Nevertheless, Chicago, instead of interfering with all this activity on his part and the part of others like him, has knelt helpless at his feet. Enthusiastic young policemen who have tried to maintain the law have been “broken” for their lack of sense. Complaisant judges in their robes have hastily set his henchmen free whenever by accident they got within the toils of the law. Politicians, all the way up to the mayor’s office, have taken his dirty money and given immunity. Capone hasn’t merely bought the government of Chicago; he has been that government. And so far as we are aware, he still is. The recent election changed one set of unspeakable politicians for another group, not quite so brazen in effrontery but animated by the same set of ideas. The peace and contentment in gangdom today are sufficient evidence that they haven’t cleaned up Chicago, and don’t intend to.

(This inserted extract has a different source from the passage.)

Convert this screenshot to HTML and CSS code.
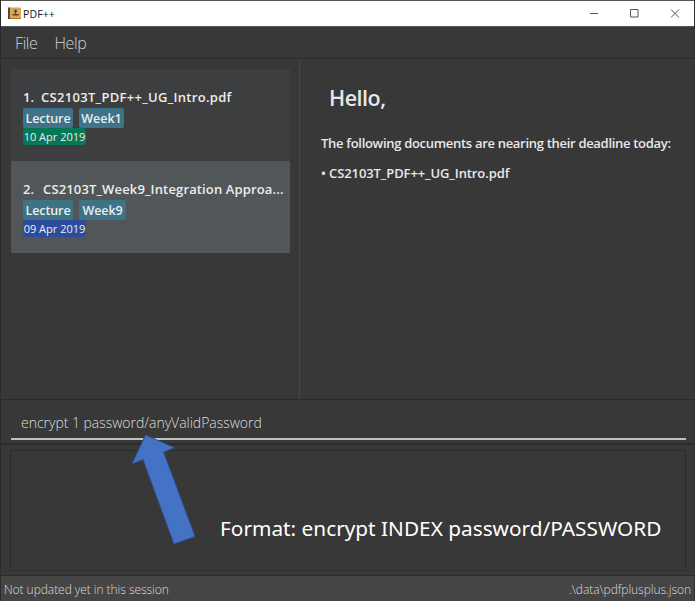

At the worst, therefore, all that can be said of Capone is that he failed to fix the national government as he fixed that of Chicago (and as far as necessary, the state of Illinois). The national government is harder to fix, though it can be done: vide the Ohio Gang during Harding’s time, the scandals in connection with tax refunds to numerous wealthy men and corporations, the complaisance of the Federal Power Board and other instances which will rise in the mind of any of our readers. There is no difference in principle between Chicago and Washington; when government by racketeer has gone far enough, no doubt the arrangements will be extended to the national capital as well. In the meantime, let’s hear no more about Capone’s defeat. The defeat is Chicago’s.